The result (verses 2-6) is that God would turn from them and reject them. The people would eat unclean food (verse 3) and be unable to offer the required sacrifices to God (verse 4). Because of their unfaithfulness they would be unable to celebrate the appointed feasts (verse 5). In essence everything which marked them out as the people of God would be removed from them and they would become like the nations around them, because that is how they were behaving. To the people of God ‘religion’ had degenerated into festivals, stories, customs and taboos. It had become a good luck charm against trouble and their excitement was not in the worship of the living God but in the sensuality and immorality of the Canaanite worship. The result would be that they would lose their distinctiveness and be totally adrift in their sinfulness – verse 3. What an awful shock those words must have been to the people of God – you will no longer dwell in my land. They would no longer inhabit his land of promise and blessing. The land promised to them by God would be taken from them by God. In Deuteronomy 6.12-15 God had warned them not to follow the pagan ways of those around them when they entered the Promised Land but they had failed to heed the warning.

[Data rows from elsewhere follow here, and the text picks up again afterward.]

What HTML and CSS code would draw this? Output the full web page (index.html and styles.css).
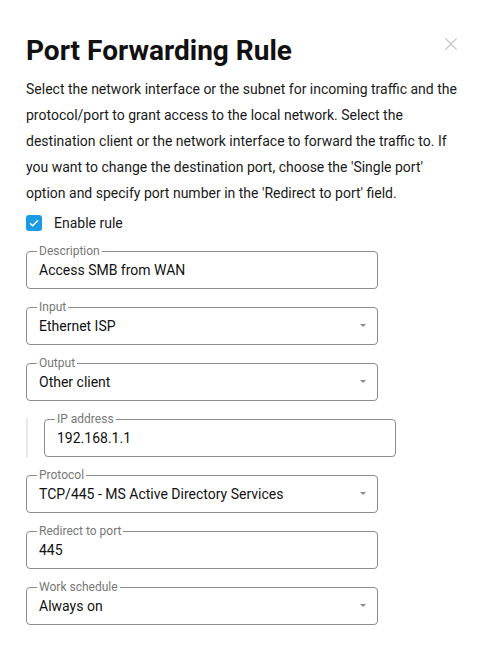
FILE: index.html
```html
<!doctype html>
<html lang="en">
<head>
 <meta charset="UTF-8">
 <title>Port Forwarding Rule</title>
 <link rel="stylesheet" href="styles.css">
</head>
<body>
<div class="modal">
 <div class="head">
  <h1>Port Forwarding Rule</h1>
  <button class="close" type="button" aria-label="Close">
   <svg width="12" height="12" viewBox="0 0 12 12"><path d="M0.5 0.5L11.5 11.5M11.5 0.5L0.5 11.5" stroke="#c8c8c8" stroke-width="1.3" fill="none"/></svg>
  </button>
 </div>
 <p class="intro">Select the network interface or the subnet for incoming traffic and the protocol/port to grant access to the local network. Select the destination client or the network interface to forward the traffic to. If you want to change the destination port, choose the 'Single port' option and specify port number in the 'Redirect to port' field.</p>

 <label class="check">
  <span class="box"><svg width="10" height="8" viewBox="0 0 10 8"><path d="M1 4.2L3.7 6.8L9 1.2" stroke="#fff" stroke-width="1.4" fill="none"/></svg></span>
  Enable rule
 </label>

 <div class="fields">
  <fieldset class="field">
   <legend>Description</legend>
   <div class="value">Access SMB from WAN</div>
  </fieldset>
  <fieldset class="field select">
   <legend>Input</legend>
   <div class="value">Ethernet ISP</div>
  </fieldset>
  <fieldset class="field select">
   <legend>Output</legend>
   <div class="value">Other client</div>
  </fieldset>
  <div class="indent">
   <fieldset class="field">
    <legend>IP address</legend>
    <div class="value">192.168.1.1</div>
   </fieldset>
  </div>
  <fieldset class="field select">
   <legend>Protocol</legend>
   <div class="value">TCP/445 - MS Active Directory Services</div>
  </fieldset>
  <fieldset class="field">
   <legend>Redirect to port</legend>
   <div class="value">445</div>
  </fieldset>
  <fieldset class="field select">
   <legend>Work schedule</legend>
   <div class="value">Always on</div>
  </fieldset>
 </div>
</div>
</body>
</html>
```

FILE: styles.css
```css
*{
 margin:0;
 padding:0;
 box-sizing:border-box;
}
body{
 background:#fff;
 font-family:Roboto, "Liberation Sans", sans-serif;
 color:#1a1a1a;
}
.modal{
 padding:34px 26px 26px;
}
.head{
 display:flex;
 justify-content:space-between;
 align-items:flex-start;
}
h1{
 font-size:28px;
 line-height:34px;
 font-weight:700;
 color:#111;
}
.close{
 border:0;
 background:none;
 margin-top:4px;
 margin-right:2px;
 width:12px;
 height:12px;
 display:flex;
}
.intro{
 margin-top:8px;
 font-size:14px;
 line-height:26px;
 color:#1a1a1a;
}
.check{
 display:flex;
 align-items:center;
 gap:12px;
 margin-top:7px;
 font-size:14px;
 line-height:20px;
}
.box{
 width:16px;
 height:16px;
 border-radius:3px;
 background:#1b9be4;
 display:flex;
 align-items:center;
 justify-content:center;
}
.fields{
 margin-top:11px;
 display:flex;
 flex-direction:column;
 gap:11px;
}
.field{
 width:352px;
 border:1px solid #8c8c8c;
 border-radius:4px;
 padding:0 10px 8px;
}
.field legend{
 font-size:12px;
 line-height:14px;
 color:#777;
 padding:0 2px;
}
.value{
 display:flex;
 justify-content:space-between;
 align-items:center;
 padding:2px 0 0 2px;
 font-size:14px;
 line-height:20px;
 color:#111;
}
.select .value::after{
 content:'';
 margin-top:-1px;
 margin-right:1px;
 border-left:3px solid transparent;
 border-right:3px solid transparent;
 border-top:3px solid #8a8a8a;
}
.indent{
 padding-left:18px;
 background:linear-gradient(#e8e8e8,#e8e8e8) no-repeat 0 6px / 2px calc(100% - 6px);
}
```
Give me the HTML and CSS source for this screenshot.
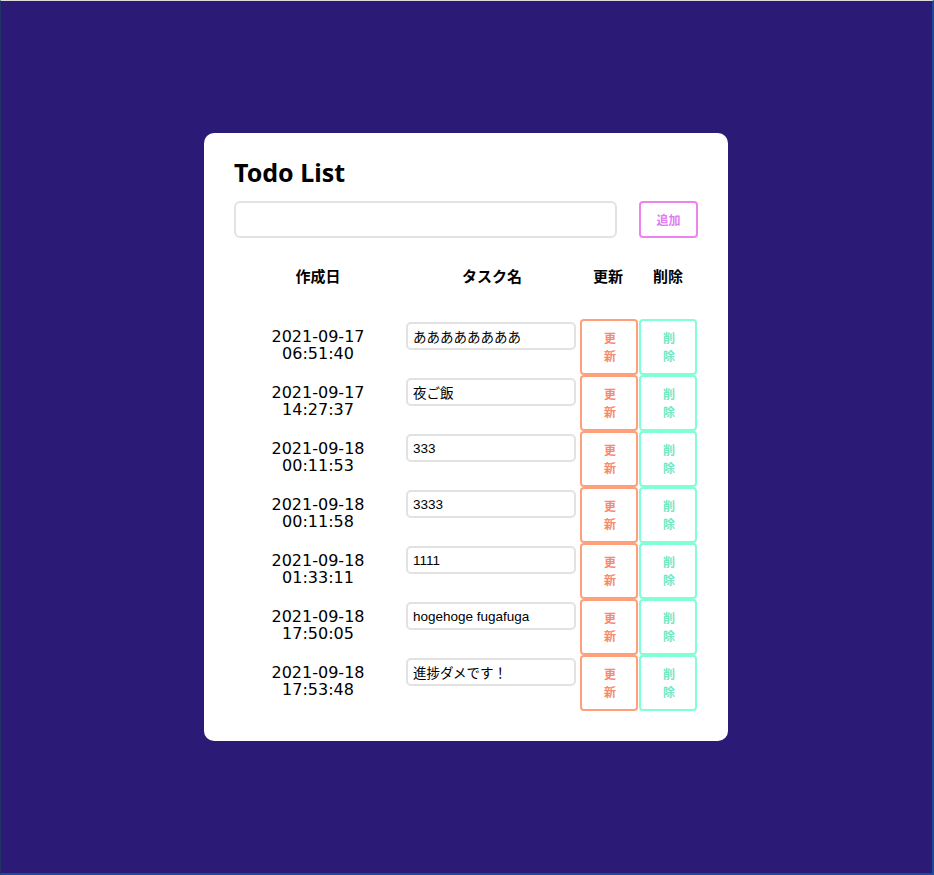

Friends listen again to those words from Deuteronomy 6.12-15. Now allow me to relate them to you this morning as a Christian believer. You have been brought out of the land of slavery to sin by Christ. You have been called to live a different life, a holy life. Why would you live as those who do not know or follow Christ? Heed the words of God spoken through Hosea in these first 6 verses. God will remove you from the land of promise if you continue to live as a citizen of slavery and not of heaven.
In verses 3-4 the dire nature of their situation is pictured. These people had eaten pagan food in their pagan celebrations but a time is coming when there would only be pagan food to eat because they would be slaves in a pagan land (Assyria) which would be similar to the experience their forefathers had in Egypt. Not only would they have to eat pagan food but they would be unable to celebrate any of the feasts appointed by God because they would be far from the Temple in Jerusalem and they would only have pagan food and non of the ceremonially clean food available to them. The ‘bread of mourners’ was not acceptable in offerings to God as it had been connected with the dead and as such was considered unclean. These people were viewed as such by God and the consequences of their present way of living would be alienation from and rejection by God which would lead to slavery both physical and spiritual. These people, who were meant to live in a land of promise and blessing, would instead live in a land of slavery and ultimately death. The land would be desolate and they would be buried in a land of slavery – like their forefathers. How quickly things can be reverses when people wander from God into the pagan ways around them – take heed.